Thanks a lot for your help !
Been facing the same issue and solved it by updating to Ubuntu 22.04. But I don't think this issue should be closed yet since new users will be using 20.04 (default runner_ami_filter
) and seeing the same bug.
Interesting. Just checked my configuration. I am using the defaults and everything works. No problem. I am using version 5.0.2 of the module.
@kayman-mk when was the last time you refreshed your configuration? The AMIs chosen are selected when the configuration is applied, not dynamically as jobs run.
It's also possible that the broken AMIs have been replaced with newer ones that don't have this issue.
Which AMI are you using?
Good point, Julian. The Runner I checked was setup last Friday. AMI is ami-0929b2e28d090f63f. It was created June 14th.
Weird. That's an Amazon Linux 2 AMI, is that what the spot instances the runner spins up are using?

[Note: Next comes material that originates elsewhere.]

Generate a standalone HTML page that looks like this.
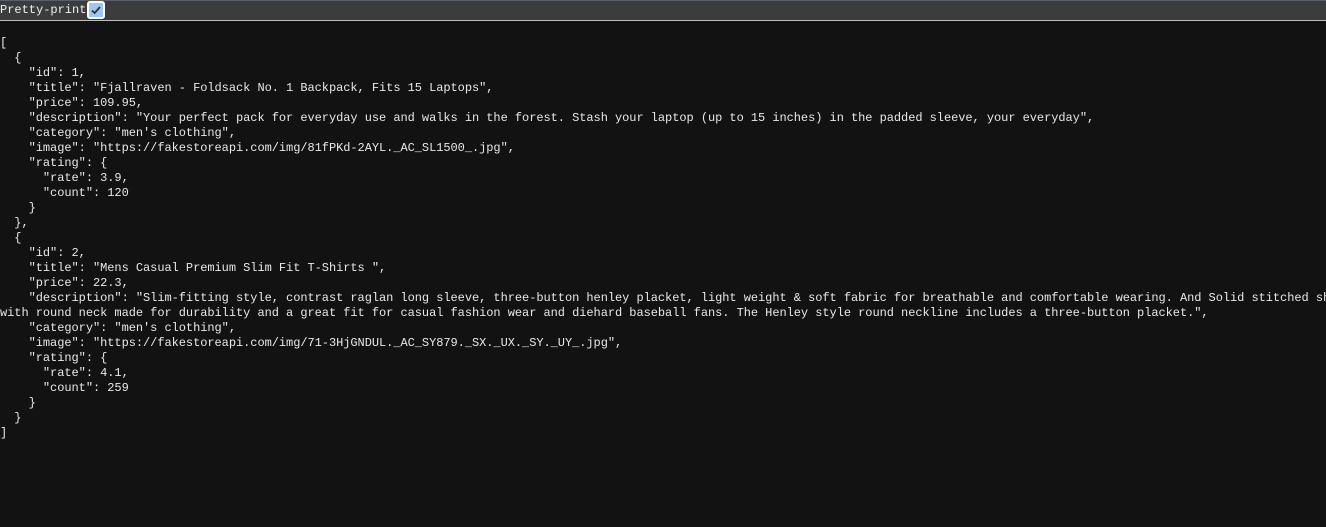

I relaunched yesterday and started getting tls certificate errors with 22.04. I haven't had a chance to investigate deeply, but pinning to an earlier AMI worked:
runner_ami_filter = {
image-id = ["ami-06bbbd4e89b66f400"]
}
I just encountered the same problem with ami-06bbbd4e89b66f400
, which has worked for 6+ months.
It seems to be resolved again with allowing this to pull a newer image:
runner_ami_filter = {
name = ["ubuntu/images/hvm-ssd/ubuntu-jammy-22.04-amd64-server-*"]
}
Why not using the default AMI? Never had problems with that.
I close this issue due to missing feedback.
I do not remember where I read it, but you are strongly advised not to choose an AMI yourself. Stick with the default. There might be problems using different AMIs.